● THE EXERCISE: Show each line that has the string "index" in it.

----

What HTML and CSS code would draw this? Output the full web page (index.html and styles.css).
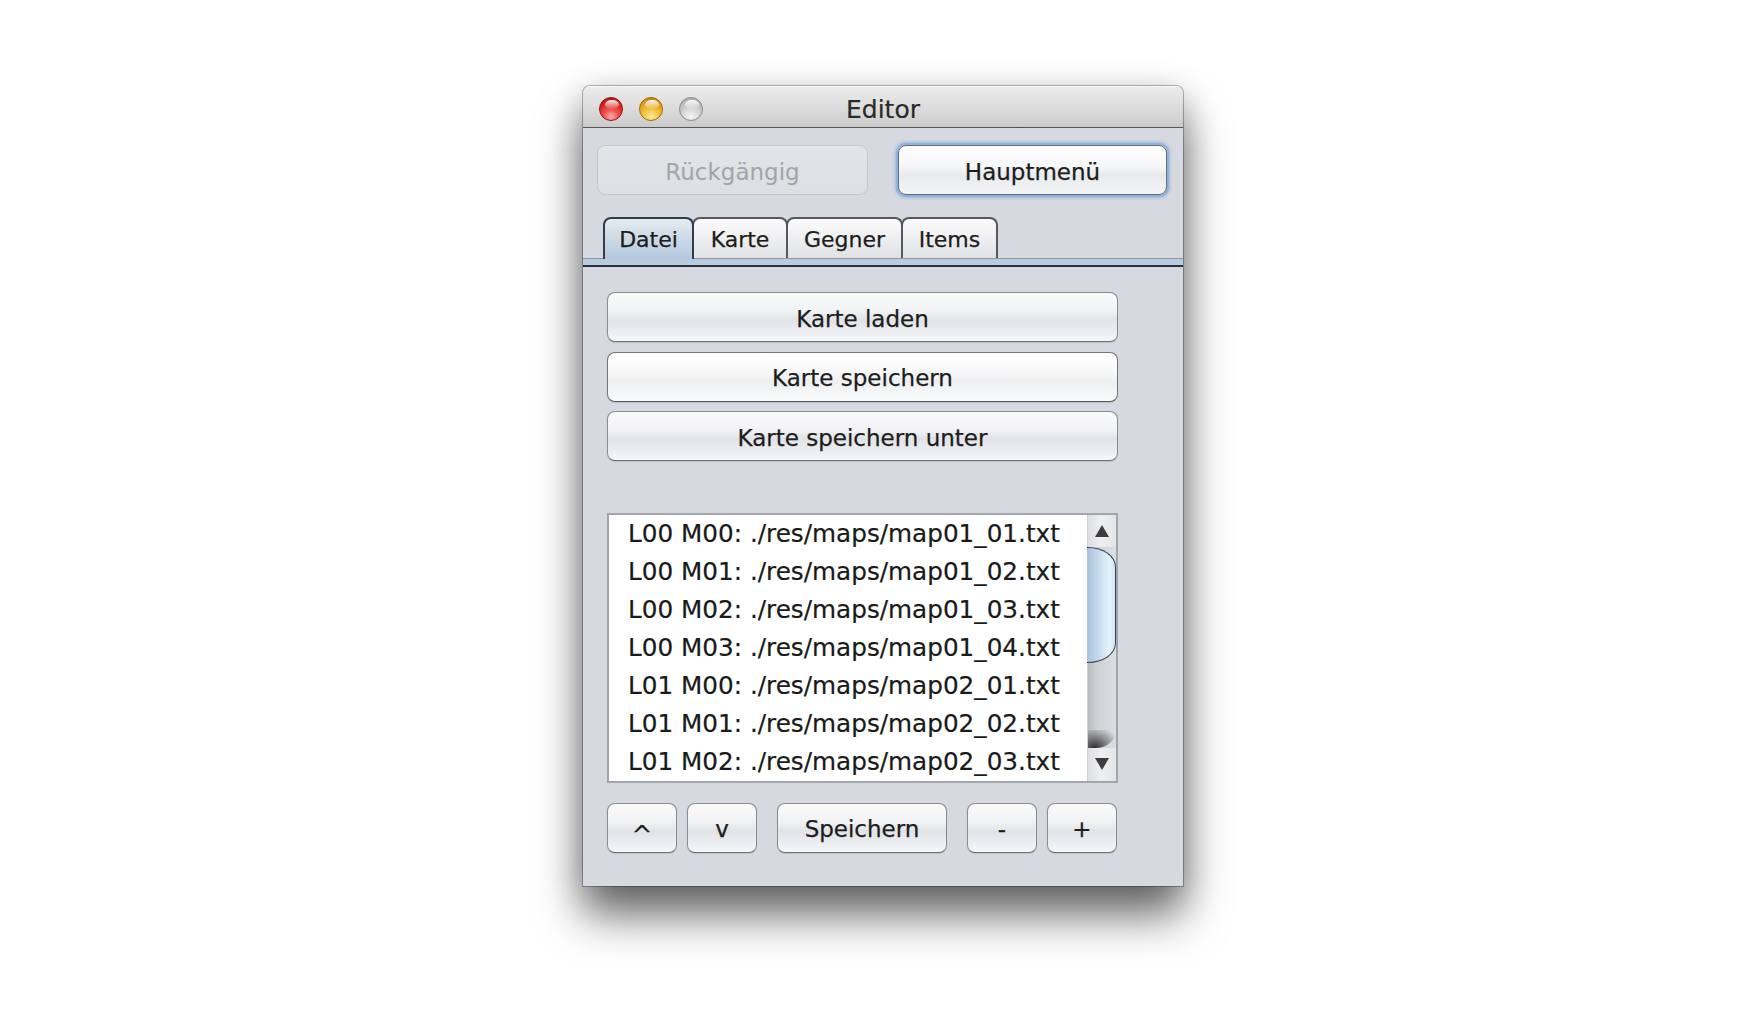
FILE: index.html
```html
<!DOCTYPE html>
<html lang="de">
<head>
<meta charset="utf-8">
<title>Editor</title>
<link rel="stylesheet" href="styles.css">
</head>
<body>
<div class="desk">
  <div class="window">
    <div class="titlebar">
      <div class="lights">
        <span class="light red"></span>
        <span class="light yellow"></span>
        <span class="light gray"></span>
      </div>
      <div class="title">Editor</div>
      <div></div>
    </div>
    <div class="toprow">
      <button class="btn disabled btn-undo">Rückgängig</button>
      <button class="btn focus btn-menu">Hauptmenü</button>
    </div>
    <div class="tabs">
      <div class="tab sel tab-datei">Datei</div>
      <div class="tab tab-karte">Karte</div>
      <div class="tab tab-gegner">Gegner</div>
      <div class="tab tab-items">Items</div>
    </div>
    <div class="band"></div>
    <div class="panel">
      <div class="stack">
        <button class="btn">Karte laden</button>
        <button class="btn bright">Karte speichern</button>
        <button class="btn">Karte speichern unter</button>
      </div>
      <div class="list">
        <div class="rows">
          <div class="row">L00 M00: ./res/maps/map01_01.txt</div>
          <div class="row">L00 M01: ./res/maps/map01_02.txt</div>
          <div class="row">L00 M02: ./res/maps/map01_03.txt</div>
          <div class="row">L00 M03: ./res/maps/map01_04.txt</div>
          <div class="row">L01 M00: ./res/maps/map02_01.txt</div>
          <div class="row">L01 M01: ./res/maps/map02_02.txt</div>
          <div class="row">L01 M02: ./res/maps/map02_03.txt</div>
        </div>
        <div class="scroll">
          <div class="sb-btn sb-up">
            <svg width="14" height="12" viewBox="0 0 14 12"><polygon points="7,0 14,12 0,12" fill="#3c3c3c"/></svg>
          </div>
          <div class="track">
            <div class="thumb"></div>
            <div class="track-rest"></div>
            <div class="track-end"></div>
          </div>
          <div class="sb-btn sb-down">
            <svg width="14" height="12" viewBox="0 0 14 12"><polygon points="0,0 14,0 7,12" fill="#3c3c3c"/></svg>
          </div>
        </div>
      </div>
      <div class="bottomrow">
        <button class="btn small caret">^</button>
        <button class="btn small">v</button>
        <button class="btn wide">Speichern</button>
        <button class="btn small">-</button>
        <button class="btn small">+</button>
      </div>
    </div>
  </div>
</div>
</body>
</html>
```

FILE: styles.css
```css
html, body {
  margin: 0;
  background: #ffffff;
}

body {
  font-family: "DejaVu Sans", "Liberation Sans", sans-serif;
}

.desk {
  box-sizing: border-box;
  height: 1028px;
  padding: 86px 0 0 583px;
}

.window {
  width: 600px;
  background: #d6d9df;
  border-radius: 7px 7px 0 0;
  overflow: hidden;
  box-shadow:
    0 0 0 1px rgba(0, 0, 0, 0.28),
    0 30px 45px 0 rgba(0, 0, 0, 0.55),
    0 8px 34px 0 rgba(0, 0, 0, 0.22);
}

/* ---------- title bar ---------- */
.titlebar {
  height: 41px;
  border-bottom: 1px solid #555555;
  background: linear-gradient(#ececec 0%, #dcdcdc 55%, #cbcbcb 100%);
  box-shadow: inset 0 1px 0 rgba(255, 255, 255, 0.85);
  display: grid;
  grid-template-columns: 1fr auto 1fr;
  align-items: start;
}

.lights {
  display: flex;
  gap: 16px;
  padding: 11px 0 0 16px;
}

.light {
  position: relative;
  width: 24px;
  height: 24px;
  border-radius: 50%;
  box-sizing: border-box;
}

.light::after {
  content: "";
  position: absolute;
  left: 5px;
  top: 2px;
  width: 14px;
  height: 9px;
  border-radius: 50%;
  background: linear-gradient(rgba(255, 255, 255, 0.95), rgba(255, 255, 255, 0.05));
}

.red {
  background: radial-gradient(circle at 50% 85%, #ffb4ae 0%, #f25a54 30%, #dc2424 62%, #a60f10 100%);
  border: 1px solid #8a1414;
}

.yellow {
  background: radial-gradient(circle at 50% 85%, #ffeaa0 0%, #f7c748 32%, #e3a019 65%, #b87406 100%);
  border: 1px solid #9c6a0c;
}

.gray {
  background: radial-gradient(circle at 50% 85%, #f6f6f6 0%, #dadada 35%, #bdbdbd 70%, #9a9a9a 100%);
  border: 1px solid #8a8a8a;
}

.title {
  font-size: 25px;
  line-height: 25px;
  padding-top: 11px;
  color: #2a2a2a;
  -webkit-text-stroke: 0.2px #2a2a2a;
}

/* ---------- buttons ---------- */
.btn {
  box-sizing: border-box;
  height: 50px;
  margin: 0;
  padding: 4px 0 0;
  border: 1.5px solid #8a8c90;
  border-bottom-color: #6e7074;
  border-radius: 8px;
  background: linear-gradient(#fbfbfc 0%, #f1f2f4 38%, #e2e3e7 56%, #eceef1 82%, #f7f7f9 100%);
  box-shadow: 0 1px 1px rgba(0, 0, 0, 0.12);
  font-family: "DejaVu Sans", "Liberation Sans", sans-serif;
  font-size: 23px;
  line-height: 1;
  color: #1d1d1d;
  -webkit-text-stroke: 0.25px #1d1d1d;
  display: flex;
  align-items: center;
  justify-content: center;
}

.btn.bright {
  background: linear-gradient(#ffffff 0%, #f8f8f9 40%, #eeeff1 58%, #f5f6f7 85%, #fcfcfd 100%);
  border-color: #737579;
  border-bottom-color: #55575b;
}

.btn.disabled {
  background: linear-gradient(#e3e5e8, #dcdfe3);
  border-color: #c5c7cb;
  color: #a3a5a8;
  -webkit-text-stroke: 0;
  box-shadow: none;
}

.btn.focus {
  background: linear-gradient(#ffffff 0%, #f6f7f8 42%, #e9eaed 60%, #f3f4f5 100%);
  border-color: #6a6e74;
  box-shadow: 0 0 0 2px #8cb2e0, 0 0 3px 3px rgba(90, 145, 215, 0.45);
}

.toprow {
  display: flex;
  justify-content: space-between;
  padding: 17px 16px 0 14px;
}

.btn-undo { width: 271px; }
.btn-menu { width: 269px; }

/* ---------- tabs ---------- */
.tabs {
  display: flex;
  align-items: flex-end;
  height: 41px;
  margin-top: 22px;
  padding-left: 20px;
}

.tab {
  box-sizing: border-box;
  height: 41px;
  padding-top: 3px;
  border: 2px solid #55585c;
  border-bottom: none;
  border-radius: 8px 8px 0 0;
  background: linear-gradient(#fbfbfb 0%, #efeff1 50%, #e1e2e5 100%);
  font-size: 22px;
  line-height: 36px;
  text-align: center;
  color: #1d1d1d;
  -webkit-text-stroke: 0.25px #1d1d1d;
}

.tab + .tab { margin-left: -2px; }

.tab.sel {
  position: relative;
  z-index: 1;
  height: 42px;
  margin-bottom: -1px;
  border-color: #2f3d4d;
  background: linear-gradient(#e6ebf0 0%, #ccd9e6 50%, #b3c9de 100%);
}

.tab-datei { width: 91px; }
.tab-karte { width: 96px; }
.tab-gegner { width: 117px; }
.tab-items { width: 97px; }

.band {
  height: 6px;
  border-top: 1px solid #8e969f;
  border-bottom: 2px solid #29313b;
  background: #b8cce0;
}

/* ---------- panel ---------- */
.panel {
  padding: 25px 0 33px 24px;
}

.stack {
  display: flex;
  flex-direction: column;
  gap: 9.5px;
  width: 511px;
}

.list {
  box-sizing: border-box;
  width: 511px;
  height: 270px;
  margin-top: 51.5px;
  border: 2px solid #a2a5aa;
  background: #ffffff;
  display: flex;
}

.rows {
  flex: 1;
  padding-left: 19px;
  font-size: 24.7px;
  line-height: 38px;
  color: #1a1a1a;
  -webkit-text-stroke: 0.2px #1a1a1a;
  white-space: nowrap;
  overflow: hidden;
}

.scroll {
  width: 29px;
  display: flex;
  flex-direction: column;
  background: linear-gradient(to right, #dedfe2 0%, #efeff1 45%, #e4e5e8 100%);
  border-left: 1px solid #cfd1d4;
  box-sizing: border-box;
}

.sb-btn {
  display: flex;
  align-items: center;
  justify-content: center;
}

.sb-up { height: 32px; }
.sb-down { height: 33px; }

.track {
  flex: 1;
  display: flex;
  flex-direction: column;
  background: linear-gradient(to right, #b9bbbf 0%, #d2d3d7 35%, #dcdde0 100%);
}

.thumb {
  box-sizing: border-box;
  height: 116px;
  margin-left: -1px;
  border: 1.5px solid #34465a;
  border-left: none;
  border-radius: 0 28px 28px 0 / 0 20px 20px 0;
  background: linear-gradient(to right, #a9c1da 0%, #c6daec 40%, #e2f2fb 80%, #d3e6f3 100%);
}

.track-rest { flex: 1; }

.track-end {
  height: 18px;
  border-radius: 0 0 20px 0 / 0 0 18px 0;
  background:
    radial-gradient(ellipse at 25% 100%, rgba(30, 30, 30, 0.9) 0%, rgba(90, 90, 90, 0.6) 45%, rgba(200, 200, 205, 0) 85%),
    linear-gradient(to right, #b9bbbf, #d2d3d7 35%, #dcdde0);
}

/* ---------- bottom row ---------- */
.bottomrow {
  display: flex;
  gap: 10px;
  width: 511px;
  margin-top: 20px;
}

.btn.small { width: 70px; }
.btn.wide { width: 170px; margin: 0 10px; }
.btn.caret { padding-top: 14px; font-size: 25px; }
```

----

● SOLUTION TO THIS TASK:
What HTML and CSS code would draw this? Output the full web page (index.html and styles.css).
FILE: index.html
  z-index: 1;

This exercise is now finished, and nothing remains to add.